Changes Recommended in the Responsibilities of Corporate Controller

  • The Corporate Controller shall be made responsible for having oversight on managerial affairs of divisional matters and coming up with plans for improving information processing and budget presentations. This may require the Controller to direct Divisional Controllers and General Managers to introduce certain monitoring procedures which would result in effective monitoring of each Division.
  • The Corporate Controller shall also look into the process of financial statements presentation and preparation and shall come up with his recommendations for the improvement of the financial statements preparation process.
  • The Corporate Controller shall also take measures to ascertain the performance of each individual Division of Rendell Company. In this regard, the Controller shall set up appropriate procedures so as to obtain information that is relevant in performance assessment (Pearce and Robinson 88; Daft and Marcic 201-210; Howatt 33).

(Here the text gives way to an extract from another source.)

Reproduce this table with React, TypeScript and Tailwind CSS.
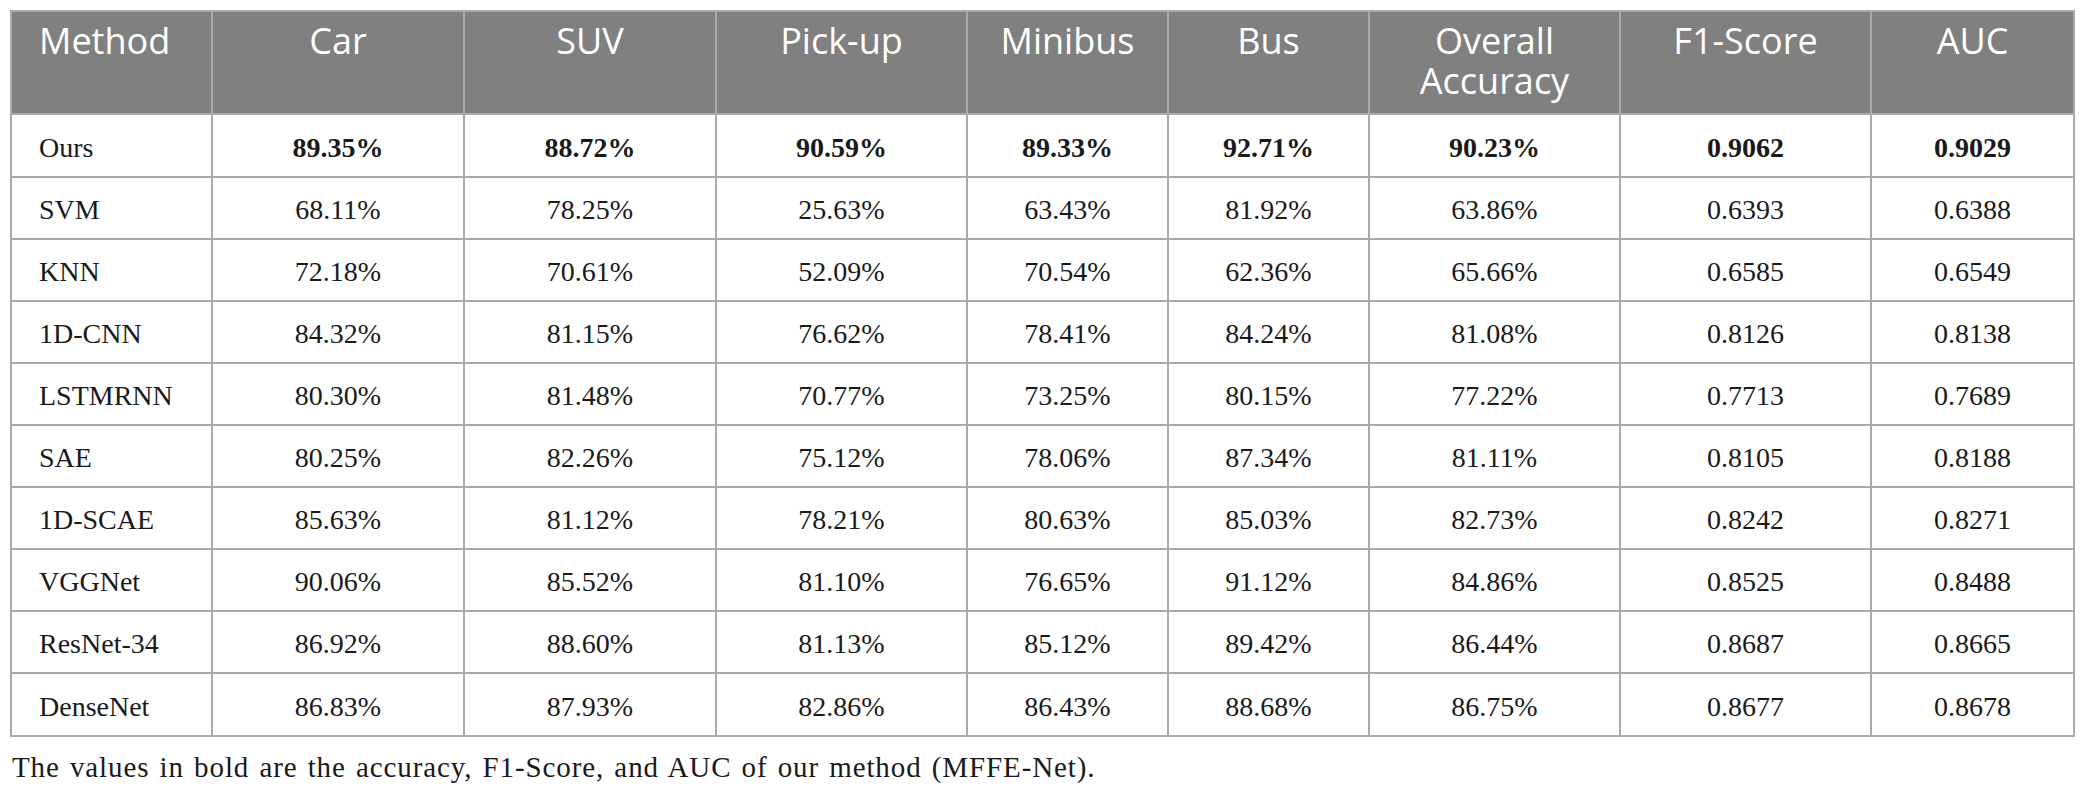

Changes Recommended in the Responsibilities of Divisional Controller

  • The Divisional Controller shall enforce measures to ensure transparent production and processing of information for decision making.
  • In addition, Divisional Controller shall also enforce measures taken by the Corporate Controller.
  • Lastly, each Divisional Controller shall appraise the activities and performance of his respective Division (Daft and Marcic 201-210; Pearce and Robinson 88; Pettinger 144).

References

Daft, Richard L. and Dorothy Marcic. Understanding Management, Mason: Cengage Learning, 2010. Print.

Howatt, William A. Leadership vs.MANAGEMent, London: Way with Words, 2008. Print.

Mead, Richard. International management, Oxford: Blackwell Publishing, 2003. Print.

Mondy, Wayne R. Human Resource Management, Pearson Education, 2012. Print.

Mullins, Laurie J. Management and Organisational Behaviour, London: Prentice Hall, 2005. Print.

Pearce, John A. and Richard B. Robinson. Strategic Management, New York: McGraw Hill, 2005. Print.

Pettinger, Richard. Introduction to Management, London: The McMillan Press Ltd, 1997. Print.